While visiting all these exhibitions and walking a minimum of 15.000 steps a day, you will obviously need to give some breaks to relax and taste the delicious Venetian cuisine. My personal favourites are La Corte Sconta, a restaurant that you need to book ahead for sure but is so much worth it; Al Covo, a very popular local family owned restaurant and a member of the “Ristoranti della Buona Accoglienza di Venezia” just like Corte Sconta; Nevodi, which is great after a long day at Giardini, as it is located at Via Garibaldi and Ristorante Carpaccio which offers you a seafood heaven. If you are planning to stay longer and make a visit to famous fisherman island Burano, than you should eat at Trattoria da Romano and try their seafood risotto, which is literally to die for!
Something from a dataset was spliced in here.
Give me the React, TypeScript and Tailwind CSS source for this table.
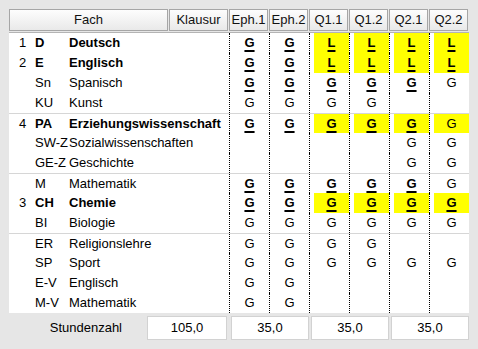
import React from 'react'

type Grade = '' | 'G' | 'g' | 'L'
// 'G' = schriftlich (fett, unterstrichen), 'g' = mündlich, 'L' = LK (fett, unterstrichen)

type Row = {
  num?: string
  code: string
  name: string
  bold?: boolean
  groupStart?: boolean
  grades: Grade[]
  yellow?: boolean
}

const columns = ['Eph.1', 'Eph.2', 'Q1.1', 'Q1.2', 'Q2.1', 'Q2.2']

const rows: Row[] = [
  { num: '1', code: 'D', name: 'Deutsch', bold: true, grades: ['G', 'G', 'L', 'L', 'L', 'L'], yellow: true },
  { num: '2', code: 'E', name: 'Englisch', bold: true, grades: ['G', 'G', 'L', 'L', 'L', 'L'], yellow: true },
  { code: 'Sn', name: 'Spanisch', grades: ['G', 'G', 'G', 'G', 'G', 'g'] },
  { code: 'KU', name: 'Kunst', grades: ['g', 'g', 'g', 'g', '', ''] },
  { num: '4', code: 'PA', name: 'Erziehungswissenschaft', bold: true, groupStart: true, grades: ['G', 'G', 'G', 'G', 'G', 'g'], yellow: true },
  { code: 'SW-Z', name: 'Sozialwissenschaften', grades: ['', '', '', '', 'g', 'g'] },
  { code: 'GE-Z', name: 'Geschichte', grades: ['', '', '', '', 'g', 'g'] },
  { code: 'M', name: 'Mathematik', groupStart: true, grades: ['G', 'G', 'G', 'G', 'G', 'g'] },
  { num: '3', code: 'CH', name: 'Chemie', bold: true, grades: ['G', 'G', 'G', 'G', 'G', 'G'], yellow: true },
  { code: 'BI', name: 'Biologie', grades: ['g', 'g', 'g', 'g', 'g', 'g'] },
  { code: 'ER', name: 'Religionslehre', groupStart: true, grades: ['g', 'g', 'g', 'g', '', ''] },
  { code: 'SP', name: 'Sport', grades: ['g', 'g', 'g', 'g', 'g', 'g'] },
  { code: 'E-V', name: 'Englisch', grades: ['g', 'g', '', '', '', ''] },
  { code: 'M-V', name: 'Mathematik', grades: ['g', 'g', '', '', '', ''] },
]

function GradeText({ g }: { g: Grade }) {
  if (!g) return null
  if (g === 'g') return <span>G</span>
  return <span className="font-bold underline decoration-2 underline-offset-[3px]">{g}</span>
}

function HeaderCell({ label, width }: { label: string; width: string }) {
  return (
    <div className={`${width} shrink-0 pr-px`}>
      <div className="h-[22px] border border-[#a6a6a6] bg-linear-to-b from-[#fdfdfd] to-[#e9e9e9] flex items-center justify-center text-[13px] text-[#111]">
        {label}
      </div>
    </div>
  )
}

export default function App() {
  return (
    <div
      className="w-[478px] h-[349px] bg-[#e6e6e6] pt-[9px] pl-[9px] text-black"
      style={{ fontFamily: '"Liberation Sans", Arial, sans-serif' }}
    >
      {/* Kopfzeile */}
      <div className="flex w-[460px]">
        <HeaderCell label="Fach" width="w-[160px]" />
        <HeaderCell label="Klausur" width="w-[60px]" />
        {columns.map((c) => (
          <HeaderCell key={c} label={c} width="w-[40px]" />
        ))}
      </div>

      {/* Tabelle */}
      <div className="mt-px w-[460px] bg-white border-t border-[#b4b4b4] text-[13px]">
        {rows.map((r, i) => (
          <div
            key={i}
            className={`flex h-[20px] ${r.groupStart ? 'border-t border-[#d6d6d6]' : ''}`}
          >
            <div className="w-[160px] shrink-0 flex items-center">
              <span className="w-[26px] shrink-0 pl-[10px]">{r.num}</span>
              <span className={`w-[34px] shrink-0 whitespace-nowrap ${r.bold ? 'font-bold' : ''}`}>{r.code}</span>
              <span className={`shrink-0 whitespace-nowrap ${r.bold ? 'font-bold' : ''}`}>{r.name}</span>
            </div>
            <div className="w-[60px] shrink-0" />
            {r.grades.map((g, j) => {
              const yellow = r.yellow && j >= 2
              return (
                <div key={j} className="w-[40px] shrink-0 border-l border-dotted border-black pl-[4px]">
                  <div
                    className={`h-full flex items-center justify-center ${yellow ? 'bg-[#ffff00]' : ''} ${j < 2 ? '-ml-[4px]' : ''}`}
                  >
                    <GradeText g={g} />
                  </div>
                </div>
              )
            })}
          </div>
        ))}
      </div>

      {/* Stundenzahl */}
      <div className="flex items-center mt-[3px] h-[24px] w-[460px] text-[13px]">
        <div className="w-[138px] shrink-0 text-right pr-[25px]">Stundenzahl</div>
        <div className="w-[80px] h-[24px] bg-white border border-[#d2d2d2] flex items-center justify-center">105,0</div>
        <div className="ml-[4px] w-[78px] h-[24px] bg-white border border-[#d2d2d2] flex items-center justify-center">35,0</div>
        <div className="ml-[2px] w-[78px] h-[24px] bg-white border border-[#d2d2d2] flex items-center justify-center">35,0</div>
        <div className="ml-[2px] w-[78px] h-[24px] bg-white border border-[#d2d2d2] flex items-center justify-center">35,0</div>
      </div>
    </div>
  )
}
Of course, Caffe Florian is the place to stop for an early evening Aperol spritz or prosecco and while enjoying the Piazza San Marco it is the place to relive where the idea of the first Biennale came up.

So here are my highlights for this year’s Biennale Arte, I wish you all good luck with the queues and don’t forget to pack your raincoats and two pair of comfy shoes because this is Venice, and you won’t be able to get back home without having at least two blisters per foot!